Perilaku tipe ketiga ini dalam taraf tertentu selain mengedepankan nilai-nilai narsisisme, juga mengabaikan hakikat nilai keagamaan yang sejatinya bersifat privat dan spiritual. Tipe ketiga ini lebih sering menampakkan perilaku yang merupakan negasi dari nilai-nilai spiritual dari haji itu sendiri.

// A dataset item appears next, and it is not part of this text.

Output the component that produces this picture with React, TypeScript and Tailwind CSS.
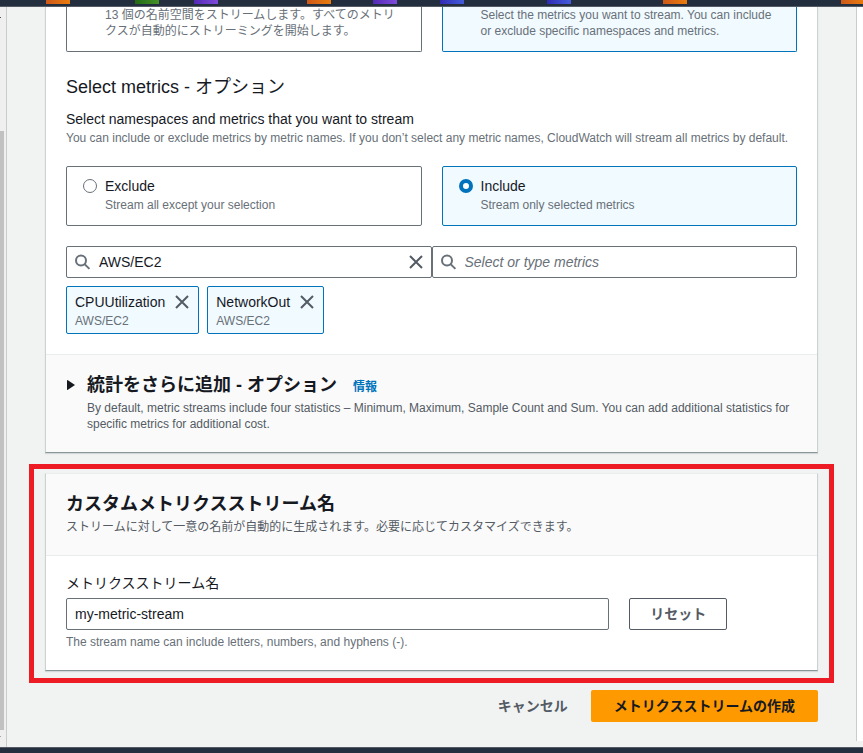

Kini, 200-an ribu jamaah haji Tanah Air sedang bertolak menuju kampung halaman. Bangsa Indonesia dan umat Islam Tanah Air berharap, sepulang dari menjalani ritual-ritual haji, mereka menimbang-nimbang gelar baru yang tersemat di depan nama, selain harus berubah secara mental dan melejitkan derajat ruhaniah atau derajat spiritualnya. Dan, ketinggian derajat ini tak semata-semata karena diterakannya huruf `H' di depan nama pelaku ibadah haji. Sisi yang lebih esensial adalah derajat baru ini terbukti mampu memberikan pengaruh positif bagi sesama manusia, menjadi rahmat bagi alam semesta (rahmatallil'alamiin), bukan justru menjadi olok-olok sesama manusia.